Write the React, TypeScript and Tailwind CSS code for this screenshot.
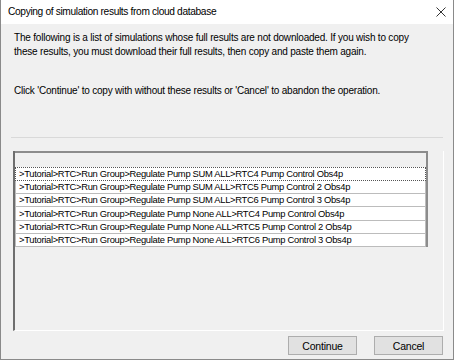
const rows = [
  ">Tutorial>RTC>Run Group>Regulate Pump SUM ALL>RTC4 Pump Control Obs4p",
  ">Tutorial>RTC>Run Group>Regulate Pump SUM ALL>RTC5 Pump Control 2 Obs4p",
  ">Tutorial>RTC>Run Group>Regulate Pump SUM ALL>RTC6 Pump Control 3 Obs4p",
  ">Tutorial>RTC>Run Group>Regulate Pump None ALL>RTC4 Pump Control Obs4p",
  ">Tutorial>RTC>Run Group>Regulate Pump None ALL>RTC5 Pump Control 2 Obs4p",
  ">Tutorial>RTC>Run Group>Regulate Pump None ALL>RTC6 Pump Control 3 Obs4p",
];

const rowHeights = ["h-[14px]", "h-[13px]", "h-[13px]", "h-[14px]", "h-[13px]", "h-[13px]"];

export default function App() {
  return (
    <div className="flex h-[360px] w-[454px] flex-col overflow-hidden border-x border-b border-[#8a8a8a] bg-[#f0f0f0] font-['Liberation_Sans',Arial,sans-serif] text-black">
      <div className="flex h-[24px] shrink-0 items-center justify-between bg-white pl-[7px] pr-[7px] text-[10.2px] tracking-[-0.35px]">
        <span>Copying of simulation results from cloud database</span>
        <svg width="10" height="10" viewBox="0 0 10 10" className="text-[#333]">
          <path d="M0.5 0.5 L9.5 9.5 M9.5 0.5 L0.5 9.5" stroke="currentColor" strokeWidth="1" />
        </svg>
      </div>

      <div className="flex flex-1 flex-col px-[13px] text-[10px] leading-[14px] tracking-[-0.2px]">
        <p className="mt-[7px] whitespace-nowrap">
          The following is a list of simulations whose full results are not downloaded. If you wish to copy
          <br />
          these results, you must download their full results, then copy and paste them again.
        </p>
        <p className="mt-[25px] whitespace-nowrap">
          Click 'Continue' to copy with without these results or 'Cancel' to abandon the operation.
        </p>

        <div className="-mx-[3px] mt-[39px] h-[1px] shrink-0 bg-[#d9d9d9]" />

        <div className="-ml-[1px] -mr-[4px] mt-[13px] flex h-[180px] shrink-0 flex-col border-b border-l-2 border-r border-b-white border-l-[#6e6e6e] border-r-white">
          <div className="h-[16px] w-[413px] shrink-0 border-r-2 border-t-2 border-[#8c8c8c]" />
          <div className="flex w-[413px] flex-col border-r-2 border-[#8c8c8c]">
            {rows.map((r, i) => (
              <div
                key={i}
                className={`${rowHeights[i]} flex items-center whitespace-nowrap bg-white pl-[3px] text-[9.4px] leading-none tracking-[-0.3px] ${
                  i === 0 ? "border border-dotted border-[#555]" : "border-x border-b border-[#bcbcbc]"
                }`}
              >
                {r}
              </div>
            ))}
          </div>
        </div>

        <div className="-mr-[3px] mt-[5px] flex justify-end gap-[17px]">
          <button className="h-[19px] w-[69px] border border-[#adadad] bg-[#e1e1e1] text-[10.5px]">Continue</button>
          <button className="h-[19px] w-[69px] border border-[#adadad] bg-[#e1e1e1] text-[10.5px]">Cancel</button>
        </div>
      </div>
    </div>
  );
}
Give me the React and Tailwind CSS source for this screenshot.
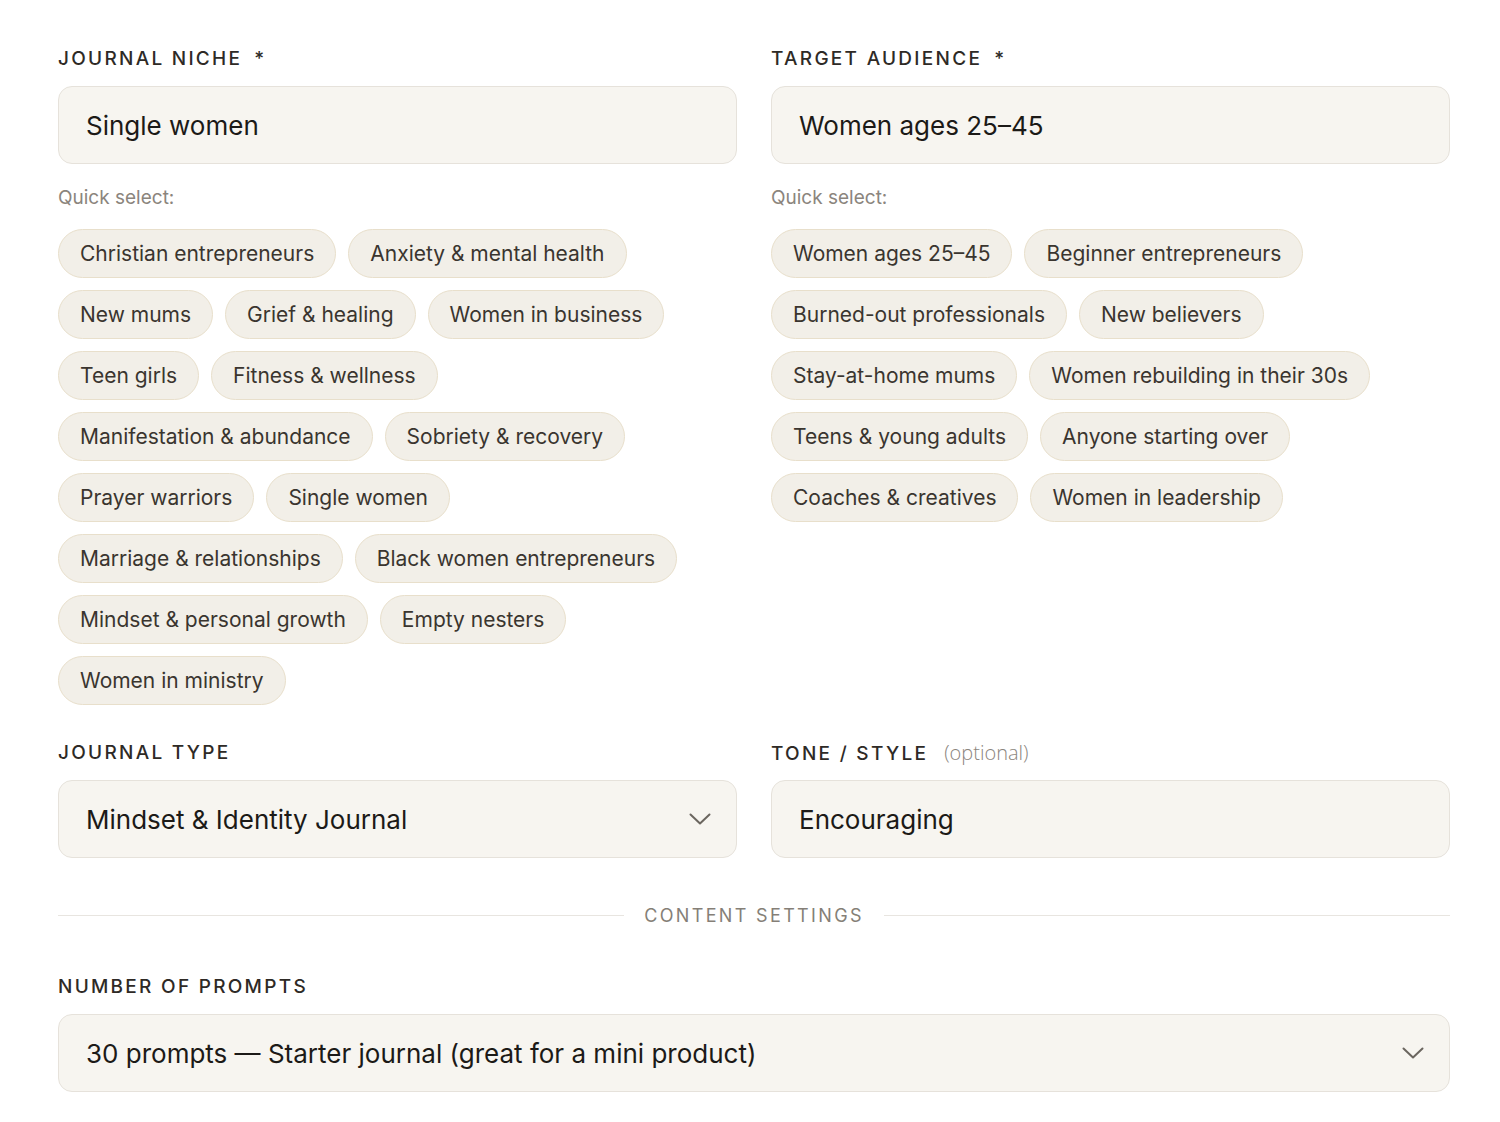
const niches = [
  "Christian entrepreneurs",
  "Anxiety & mental health",
  "New mums",
  "Grief & healing",
  "Women in business",
  "Teen girls",
  "Fitness & wellness",
  "Manifestation & abundance",
  "Sobriety & recovery",
  "Prayer warriors",
  "Single women",
  "Marriage & relationships",
  "Black women entrepreneurs",
  "Mindset & personal growth",
  "Empty nesters",
  "Women in ministry",
];

const audiences = [
  "Women ages 25–45",
  "Beginner entrepreneurs",
  "Burned-out professionals",
  "New believers",
  "Stay-at-home mums",
  "Women rebuilding in their 30s",
  "Teens & young adults",
  "Anyone starting over",
  "Coaches & creatives",
  "Women in leadership",
];

function Chevron() {
  return (
    <svg width="22" height="12" viewBox="0 0 22 12" fill="none" className="text-[#6b665f]">
      <path d="M1.5 1.5 11 10.5 20.5 1.5" stroke="currentColor" strokeWidth="2" strokeLinecap="round" strokeLinejoin="round" />
    </svg>
  );
}

function Label({ children, extra }) {
  return (
    <div className="flex h-[19px] items-baseline gap-3 text-[19px] font-medium uppercase tracking-[0.12em] text-[#2e2a26] leading-none">
      <span>{children}</span>
      {extra}
    </div>
  );
}

function Field({ value, select }) {
  return (
    <div className="mt-[18px] flex h-[78px] items-center justify-between rounded-[14px] border border-[#e6e2db] bg-[#f7f5f0] pl-[27px] pr-[25px] text-[26px] text-[#1c1a17]">
      <span>{value}</span>
      {select && <Chevron />}
    </div>
  );
}

function Pills({ items }) {
  return (
    <>
      <div className="mt-[24px] text-[19px] text-[#8b857d] leading-none">Quick select:</div>
      <div className="mt-[22px] flex flex-wrap gap-x-[12px] gap-y-[12px]">
        {items.map((t) => (
          <button
            key={t}
            className="flex h-[49px] items-center rounded-full border border-[#e8dfcb] bg-[#f2efe8] px-[21px] text-[21px] text-[#3a352f]"
          >
            {t}
          </button>
        ))}
      </div>
    </>
  );
}

export default function App() {
  return (
    <div className="min-h-screen bg-white pl-[58px] pr-[50px] pt-[49px] pb-10" style={{ fontFamily: "Inter, 'Noto Sans', sans-serif" }}>
      <div className="grid grid-cols-2 gap-x-[34px]">
        <div>
          <Label extra={<span className="tracking-normal">*</span>}>Journal Niche</Label>
          <Field value="Single women" />
          <Pills items={niches} />
        </div>
        <div>
          <Label extra={<span className="tracking-normal">*</span>}>Target Audience</Label>
          <Field value="Women ages 25–45" />
          <Pills items={audiences} />
        </div>
      </div>

      <div className="mt-[38px] grid grid-cols-2 gap-x-[34px]">
        <div>
          <Label>Journal Type</Label>
          <Field value="Mindset & Identity Journal" select />
        </div>
        <div>
          <Label
            extra={
              <span className="ml-1 normal-case tracking-normal font-light text-[20px] leading-[19px] text-[#8b857d]" style={{ fontFamily: "'Open Sans', sans-serif" }}>
                (optional)
              </span>
            }
          >
            Tone / Style
          </Label>
          <Field value="Encouraging" />
        </div>
      </div>

      <div className="mt-[44px] flex items-center gap-5">
        <div className="h-px flex-1 bg-[#e8e5e0]" />
        <span className="text-[18px] uppercase tracking-[0.13em] text-[#857f77]">Content Settings</span>
        <div className="h-px flex-1 bg-[#e8e5e0]" />
      </div>

      <div className="mt-[48px]">
        <Label>Number of Prompts</Label>
        <Field value="30 prompts — Starter journal (great for a mini product)" select />
      </div>
    </div>
  );
}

----------

GIVEN REQUEST: Are you able to set down all the lines above exactly, without any pictures?

THE ANSWER:
Write the React, TypeScript and Tailwind CSS code for this screenshot.
const rows = [
  ">Tutorial>RTC>Run Group>Regulate Pump SUM ALL>RTC4 Pump Control Obs4p",
  ">Tutorial>RTC>Run Group>Regulate Pump SUM ALL>RTC5 Pump Control 2 Obs4p",
  ">Tutorial>RTC>Run Group>Regulate Pump SUM ALL>RTC6 Pump Control 3 Obs4p",
  ">Tutorial>RTC>Run Group>Regulate Pump None ALL>RTC4 Pump Control Obs4p",
  ">Tutorial>RTC>Run Group>Regulate Pump None ALL>RTC5 Pump Control 2 Obs4p",
  ">Tutorial>RTC>Run Group>Regulate Pump None ALL>RTC6 Pump Control 3 Obs4p",
];

const rowHeights = ["h-[14px]", "h-[13px]", "h-[13px]", "h-[14px]", "h-[13px]", "h-[13px]"];

export default function App() {
  return (
    <div className="flex h-[360px] w-[454px] flex-col overflow-hidden border-x border-b border-[#8a8a8a] bg-[#f0f0f0] font-['Liberation_Sans',Arial,sans-serif] text-black">
      <div className="flex h-[24px] shrink-0 items-center justify-between bg-white pl-[7px] pr-[7px] text-[10.2px] tracking-[-0.35px]">
        <span>Copying of simulation results from cloud database</span>
        <svg width="10" height="10" viewBox="0 0 10 10" className="text-[#333]">
          <path d="M0.5 0.5 L9.5 9.5 M9.5 0.5 L0.5 9.5" stroke="currentColor" strokeWidth="1" />
        </svg>
      </div>

      <div className="flex flex-1 flex-col px-[13px] text-[10px] leading-[14px] tracking-[-0.2px]">
        <p className="mt-[7px] whitespace-nowrap">
          The following is a list of simulations whose full results are not downloaded. If you wish to copy
          <br />
          these results, you must download their full results, then copy and paste them again.
        </p>
        <p className="mt-[25px] whitespace-nowrap">
          Click 'Continue' to copy with without these results or 'Cancel' to abandon the operation.
        </p>

        <div className="-mx-[3px] mt-[39px] h-[1px] shrink-0 bg-[#d9d9d9]" />

        <div className="-ml-[1px] -mr-[4px] mt-[13px] flex h-[180px] shrink-0 flex-col border-b border-l-2 border-r border-b-white border-l-[#6e6e6e] border-r-white">
          <div className="h-[16px] w-[413px] shrink-0 border-r-2 border-t-2 border-[#8c8c8c]" />
          <div className="flex w-[413px] flex-col border-r-2 border-[#8c8c8c]">
            {rows.map((r, i) => (
              <div
                key={i}
                className={`${rowHeights[i]} flex items-center whitespace-nowrap bg-white pl-[3px] text-[9.4px] leading-none tracking-[-0.3px] ${
                  i === 0 ? "border border-dotted border-[#555]" : "border-x border-b border-[#bcbcbc]"
                }`}
              >
                {r}
              </div>
            ))}
          </div>
        </div>

        <div className="-mr-[3px] mt-[5px] flex justify-end gap-[17px]">
          <button className="h-[19px] w-[69px] border border-[#adadad] bg-[#e1e1e1] text-[10.5px]">Continue</button>
          <button className="h-[19px] w-[69px] border border-[#adadad] bg-[#e1e1e1] text-[10.5px]">Cancel</button>
        </div>
      </div>
    </div>
  );
}
Give me the React and Tailwind CSS source for this screenshot.
const niches = [
  "Christian entrepreneurs",
  "Anxiety & mental health",
  "New mums",
  "Grief & healing",
  "Women in business",
  "Teen girls",
  "Fitness & wellness",
  "Manifestation & abundance",
  "Sobriety & recovery",
  "Prayer warriors",
  "Single women",
  "Marriage & relationships",
  "Black women entrepreneurs",
  "Mindset & personal growth",
  "Empty nesters",
  "Women in ministry",
];

const audiences = [
  "Women ages 25–45",
  "Beginner entrepreneurs",
  "Burned-out professionals",
  "New believers",
  "Stay-at-home mums",
  "Women rebuilding in their 30s",
  "Teens & young adults",
  "Anyone starting over",
  "Coaches & creatives",
  "Women in leadership",
];

function Chevron() {
  return (
    <svg width="22" height="12" viewBox="0 0 22 12" fill="none" className="text-[#6b665f]">
      <path d="M1.5 1.5 11 10.5 20.5 1.5" stroke="currentColor" strokeWidth="2" strokeLinecap="round" strokeLinejoin="round" />
    </svg>
  );
}

function Label({ children, extra }) {
  return (
    <div className="flex h-[19px] items-baseline gap-3 text-[19px] font-medium uppercase tracking-[0.12em] text-[#2e2a26] leading-none">
      <span>{children}</span>
      {extra}
    </div>
  );
}

function Field({ value, select }) {
  return (
    <div className="mt-[18px] flex h-[78px] items-center justify-between rounded-[14px] border border-[#e6e2db] bg-[#f7f5f0] pl-[27px] pr-[25px] text-[26px] text-[#1c1a17]">
      <span>{value}</span>
      {select && <Chevron />}
    </div>
  );
}

function Pills({ items }) {
  return (
    <>
      <div className="mt-[24px] text-[19px] text-[#8b857d] leading-none">Quick select:</div>
      <div className="mt-[22px] flex flex-wrap gap-x-[12px] gap-y-[12px]">
        {items.map((t) => (
          <button
            key={t}
            className="flex h-[49px] items-center rounded-full border border-[#e8dfcb] bg-[#f2efe8] px-[21px] text-[21px] text-[#3a352f]"
          >
            {t}
          </button>
        ))}
      </div>
    </>
  );
}

export default function App() {
  return (
    <div className="min-h-screen bg-white pl-[58px] pr-[50px] pt-[49px] pb-10" style={{ fontFamily: "Inter, 'Noto Sans', sans-serif" }}>
      <div className="grid grid-cols-2 gap-x-[34px]">
        <div>
          <Label extra={<span className="tracking-normal">*</span>}>Journal Niche</Label>
          <Field value="Single women" />
          <Pills items={niches} />
        </div>
        <div>
          <Label extra={<span className="tracking-normal">*</span>}>Target Audience</Label>
          <Field value="Women ages 25–45" />
          <Pills items={audiences} />
        </div>
      </div>

      <div className="mt-[38px] grid grid-cols-2 gap-x-[34px]">
        <div>
          <Label>Journal Type</Label>
          <Field value="Mindset & Identity Journal" select />
        </div>
        <div>
          <Label
            extra={
              <span className="ml-1 normal-case tracking-normal font-light text-[20px] leading-[19px] text-[#8b857d]" style={{ fontFamily: "'Open Sans', sans-serif" }}>
                (optional)
              </span>
            }
          >
            Tone / Style
          </Label>
          <Field value="Encouraging" />
        </div>
      </div>

      <div className="mt-[44px] flex items-center gap-5">
        <div className="h-px flex-1 bg-[#e8e5e0]" />
        <span className="text-[18px] uppercase tracking-[0.13em] text-[#857f77]">Content Settings</span>
        <div className="h-px flex-1 bg-[#e8e5e0]" />
      </div>

      <div className="mt-[48px]">
        <Label>Number of Prompts</Label>
        <Field value="30 prompts — Starter journal (great for a mini product)" select />
      </div>
    </div>
  );
}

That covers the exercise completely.